What you will do
Reproduce the listing below exactly, minus its pictures.

Data

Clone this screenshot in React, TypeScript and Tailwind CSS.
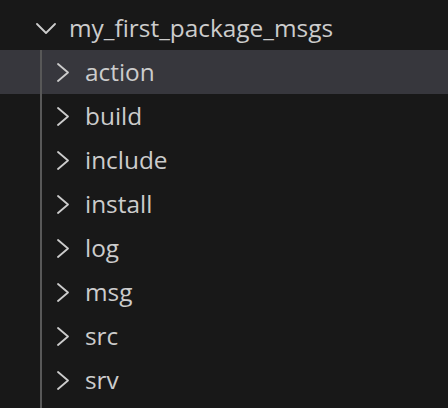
const children = ["action", "build", "include", "install", "log", "msg", "src", "srv"];

function ChevronDown() {
  return (
    <svg width="20" height="11" viewBox="0 0 20 11" className="shrink-0">
      <polyline points="1,1 10,10 19,1" fill="none" stroke="#cccccc" strokeWidth="1.8" strokeLinecap="round" strokeLinejoin="round" />
    </svg>
  );
}

function ChevronRight() {
  return (
    <svg width="12" height="19" viewBox="0 0 12 19" className="shrink-0">
      <polyline points="1,1 11,9.5 1,18" fill="none" stroke="#cccccc" strokeWidth="1.8" strokeLinecap="round" strokeLinejoin="round" />
    </svg>
  );
}

export default function App() {
  return (
    <div
      className="w-[448px] h-[408px] overflow-hidden bg-[#181818] text-[#cccccc] pt-[6px]"
      style={{ fontFamily: '"Open Sans", "Noto Sans", sans-serif' }}
    >
      <div className="h-[44px] flex items-center pl-[36px] gap-[13px] text-[24.4px]">
        <ChevronDown />
        <span className="leading-none">my_first_package_msgs</span>
      </div>
      {children.map((name, i) => (
        <div key={name} className={`h-[44px] pl-[40px] ${i === 0 ? "bg-[#37373d]" : ""}`}>
          <div className="h-full border-l-2 border-[#585858] flex items-center pl-[15px] gap-[16px] text-[24.4px]">
            <ChevronRight />
            <span className="leading-none">{name}</span>
          </div>
        </div>
      ))}
      <div className="h-[44px] pl-[40px]">
        <div className="h-full border-l-2 border-[#585858]" />
      </div>
    </div>
  );
}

The response
Clone this screenshot in React, TypeScript and Tailwind CSS.
const children = ["action", "build", "include", "install", "log", "msg", "src", "srv"];

function ChevronDown() {
  return (
    <svg width="20" height="11" viewBox="0 0 20 11" className="shrink-0">
      <polyline points="1,1 10,10 19,1" fill="none" stroke="#cccccc" strokeWidth="1.8" strokeLinecap="round" strokeLinejoin="round" />
    </svg>
  );
}

function ChevronRight() {
  return (
    <svg width="12" height="19" viewBox="0 0 12 19" className="shrink-0">
      <polyline points="1,1 11,9.5 1,18" fill="none" stroke="#cccccc" strokeWidth="1.8" strokeLinecap="round" strokeLinejoin="round" />
    </svg>
  );
}

export default function App() {
  return (
    <div
      className="w-[448px] h-[408px] overflow-hidden bg-[#181818] text-[#cccccc] pt-[6px]"
      style={{ fontFamily: '"Open Sans", "Noto Sans", sans-serif' }}
    >
      <div className="h-[44px] flex items-center pl-[36px] gap-[13px] text-[24.4px]">
        <ChevronDown />
        <span className="leading-none">my_first_package_msgs</span>
      </div>
      {children.map((name, i) => (
        <div key={name} className={`h-[44px] pl-[40px] ${i === 0 ? "bg-[#37373d]" : ""}`}>
          <div className="h-full border-l-2 border-[#585858] flex items-center pl-[15px] gap-[16px] text-[24.4px]">
            <ChevronRight />
            <span className="leading-none">{name}</span>
          </div>
        </div>
      ))}
      <div className="h-[44px] pl-[40px]">
        <div className="h-full border-l-2 border-[#585858]" />
      </div>
    </div>
  );
}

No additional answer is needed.